Spruce Grove Gun Club files appeal over its closure

The Spruce Grove Gun Club will go to court in an attempt to reopen its range, beginning another chapter in the ongoing fight with nearby residents.

Determined nearby residents ready to fight back in court

Spruce Grove Gun Club spokesman Bill Newton said the club has done everything possible to make the range safe and to keep noise from bothering its neighbours. (Laura Osman/CBC News)

The Spruce Grove Gun Club will go to court in an attempt to reopen its range, beginning another chapter in the ongoing fight with nearby residents.

Parkland County's Subdivision and Development Appeal Board (SDAB) revoked the range's development permit in November after Spruce Grove residents raised concerns about noise and safety.

The residents said the sound of gunfire was nearly constant, and they feared stray bullets after finding holes in nearby houses.

Now the club plans to appeal the SDAB`s decision in court.

"There has to be some recognition of legacy land use and legacy land rights," said Bill Newton, the range's spokesman.

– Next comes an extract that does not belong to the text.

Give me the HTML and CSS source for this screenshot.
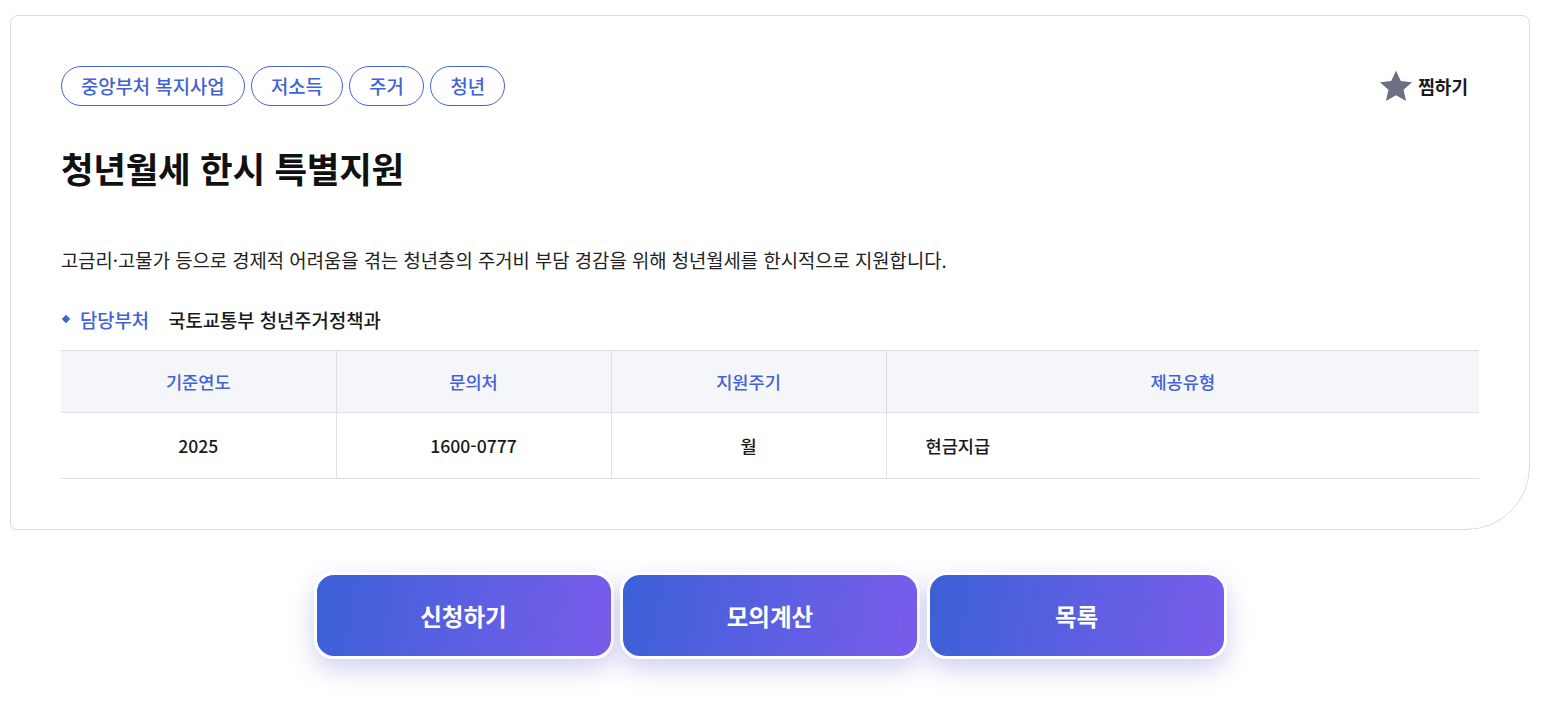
FILE: index.html
```html
<!DOCTYPE html>
<html lang="ko">
<head>
<meta charset="utf-8">
<title>청년월세 한시 특별지원</title>
<link rel="stylesheet" href="styles.css">
</head>
<body>
<div class="page">
  <section class="card">
    <div class="top-row">
      <ul class="tags">
        <li class="tag">중앙부처 복지사업</li>
        <li class="tag">저소득</li>
        <li class="tag">주거</li>
        <li class="tag">청년</li>
      </ul>
      <button class="fav" type="button">
        <svg class="star" viewBox="0 0 24 24" width="36" height="35" aria-hidden="true"><path d="M12 1.2l3.3 7.1 7.7.8-5.8 5.2 1.7 7.6L12 18l-6.9 3.9 1.7-7.6L1 9.1l7.7-.8z" fill="#6c7083"/></svg>
        <span>찜하기</span>
      </button>
    </div>
    <h1 class="title">청년월세 한시 특별지원</h1>
    <p class="desc">고금리·고물가 등으로 경제적 어려움을 겪는 청년층의 주거비 부담 경감을 위해 청년월세를 한시적으로 지원합니다.</p>
    <div class="dept">
      <span class="bullet"></span>
      <span class="dept-label">담당부처</span>
      <span class="dept-value">국토교통부 청년주거정책과</span>
    </div>
    <table class="info">
      <thead>
        <tr>
          <th class="c1">기준연도</th>
          <th class="c2">문의처</th>
          <th class="c3">지원주기</th>
          <th class="c4">제공유형</th>
        </tr>
      </thead>
      <tbody>
        <tr>
          <td>2025</td>
          <td>1600-0777</td>
          <td>월</td>
          <td class="left">현금지급</td>
        </tr>
      </tbody>
    </table>
  </section>
  <div class="actions">
    <button class="btn" type="button">신청하기</button>
    <button class="btn" type="button">모의계산</button>
    <button class="btn" type="button">목록</button>
  </div>
</div>
</body>
</html>
```
FILE: styles.css
```css
* { box-sizing: border-box; }
html, body { margin: 0; padding: 0; background: #fff; }
body {
  font-family: "Noto Sans CJK KR", "Noto Sans", "Liberation Sans", sans-serif;
  color: #1a1a1a;
}
.page { padding: 15px 12px 40px 10px; }

.card {
  border: 1px solid #dcdcdc;
  border-radius: 8px 8px 64px 6px;
  padding: 50px 50px 50px 50px;
  background: #fff;
}

.top-row {
  display: flex;
  align-items: center;
  justify-content: space-between;
  height: 40px;
}
.tags {
  display: flex;
  gap: 6.5px;
  list-style: none;
  margin: 0;
  padding: 0;
}
.tag {
  height: 40px;
  line-height: 38px;
  padding: 0 19px;
  border: 1px solid #4264d6;
  border-radius: 20px;
  color: #4262d6;
  font-size: 18.8px;
  font-weight: 500;
  white-space: nowrap;
}
.fav {
  display: flex;
  align-items: center;
  gap: 4px;
  background: none;
  border: 0;
  padding: 0 11px 0 0;
  font-family: inherit;
  font-size: 18px;
  font-weight: 700;
  color: #1a1a1a;
  cursor: pointer;
}
.star { display: block; margin-left: -2px; }

.title {
  margin: 37px 0 0;
  font-size: 35.5px;
  line-height: 50px;
  font-weight: 700;
  color: #111;
  letter-spacing: -0.3px;
}
.desc {
  margin: 53px 0 0;
  font-size: 18.8px;
  line-height: 28px;
  color: #222;
}
.dept {
  display: flex;
  align-items: center;
  margin-top: 32px;
  height: 26px;
  font-size: 18.8px;
  font-weight: 500;
}
.bullet {
  width: 6px;
  height: 6px;
  background: #4262d6;
  transform: rotate(45deg);
  margin: 0 11px 0 2px;
}
.dept-label { color: #4262d6; margin-right: 19px; }
.dept-value { color: #1a1a1a; }

.info {
  margin-top: 18px;
  width: 100%;
  border-collapse: collapse;
  font-size: 17.6px;
}
.info th, .info td {
  text-align: center;
  font-weight: 500;
}
.info thead tr {
  background: #f5f6fa;
  border-top: 1px solid #dedfe3;
  border-bottom: 1px solid #dedfe3;
}
.info th {
  height: 62px;
  color: #4262d6;
  border-left: 1px solid #dedfe3;
}
.info th:first-child, .info td:first-child { border-left: 0; }
.info .c1, .info .c2, .info .c3 { width: 275px; }
.info tbody tr { border-bottom: 1px solid #dedfe3; }
.info td {
  height: 66px;
  color: #1a1a1a;
  border-left: 1px solid #e2e2e2;
}
.info td.left { text-align: left; padding-left: 39px; }

.actions {
  display: flex;
  justify-content: center;
  gap: 6.5px;
  margin-top: 42px;
}
.btn {
  width: 300px;
  height: 87px;
  border: 3px solid #fff;
  border-radius: 20px;
  background: linear-gradient(100deg, #3b60d7 0%, #5b5fe2 50%, #7a5ceb 100%);
  color: #fff;
  font-family: inherit;
  font-size: 23.5px;
  font-weight: 700;
  box-shadow: 0 10px 24px rgba(90, 90, 200, 0.28);
  cursor: pointer;
}
```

He said the gun club has been in place since 1972, but in the last several years homes have been built downrange.

Members of the range and other clubs across the country have contributed funds to pay for the legal representation required to appeal the closure.

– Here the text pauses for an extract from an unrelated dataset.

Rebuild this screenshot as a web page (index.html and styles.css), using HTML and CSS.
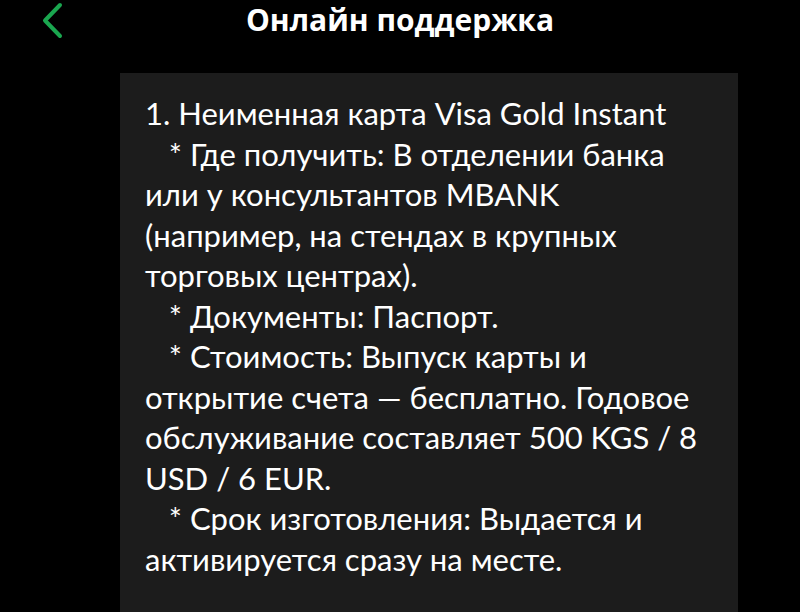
FILE: index.html
```html
<!DOCTYPE html>
<html lang="ru">
<head>
<meta charset="utf-8">
<link rel="stylesheet" href="styles.css">
</head>
<body>
<div class="screen">
  <header class="topbar">
    <button class="back" aria-label="Назад">
      <svg width="24" height="38" viewBox="0 0 24 38"><path d="M20 4 L5 19.5 L20 35" fill="none" stroke="#1aa64f" stroke-width="4" stroke-linecap="round" stroke-linejoin="round"/></svg>
    </button>
    <h1 class="title">Онлайн поддержка</h1>
  </header>
  <main class="chat">
    <div class="bubble"><p class="msg">1. Неименная карта Visa Gold Instant
   * Где получить: В отделении банка или у консультантов MBANK (например, на стендах в крупных торговых центрах).
   * Документы: Паспорт.
   * Стоимость: Выпуск карты и открытие счета — бесплатно. Годовое обслуживание составляет 500 KGS / 8 USD / 6 EUR.
   * Срок изготовления: Выдается и активируется сразу на месте.</p></div>
  </main>
</div>
</body>
</html>
```
FILE: styles.css
```css
html, body {
  margin: 0;
  padding: 0;
  background: #000;
  height: 100%;
  overflow: hidden;
}
.screen {
  width: 800px;
  height: 612px;
  background: #000;
  display: flex;
  flex-direction: column;
  font-family: "Open Sans", "Noto Sans", sans-serif;
  color: #fff;
}
.topbar {
  position: relative;
  height: 40px;
  display: flex;
  align-items: center;
  justify-content: center;
}
.back {
  position: absolute;
  left: 40px;
  top: 1px;
  background: none;
  border: 0;
  padding: 0;
  display: flex;
}
.title {
  margin: 0;
  font-size: 30px;
  font-weight: 700;
  letter-spacing: 0;
  line-height: 40px;
}
.chat {
  flex: 1;
  display: flex;
  padding: 33px 62px 0 120px;
}
.bubble {
  flex: 1;
  background: #1c1c1c;
  padding: 20px 35px 0 25px;
}
.msg {
  margin: 0;
  white-space: pre-wrap;
  font-family: "Lato", "Open Sans", sans-serif;
  font-size: 31px;
  line-height: 40.5px;
  font-weight: 400;
}
```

The club has also started a petition that currently contains more than 4,000 signatures, and a letter-writing campaign was launched, urging county officials to intervene on behalf of the range.

Newton said some of the support has come from other range organizations, which also face uncertain futures because of encroaching development.

The club asked the court to allow the range to reopen until the court of appeal decides if it will hear the case but was denied.

The request for an appeal of the SDAB's decision will be heard on Jan. 21.

Cheryl Ball, who lives near the range, has been leading residents's efforts to keep the gun club closed for good. She said the people who live in the area have already put in countless hours opposing the club's development permit.

Now, she said, residents are considering hiring lawyers for the upcoming court battle.

"It's just a continuation of this saga that doesn't seem to end," Ball said.

She's thankful for the peace and quiet the neighbourhood has enjoyed since November when the range officially shut down, but she's apprehensive about the prospect of making her case in court.

"All we can do is cross our fingers and hope that if this goes ahead, that that's it," she said. "Because if they get turned down at that level, that is it."

Even if everything goes the way the gun club hopes, it will likely be a long time before anyone can shoot there again.

If the appeal is heard and accepted, the case will likely have to go back to the SDAB for a final decision.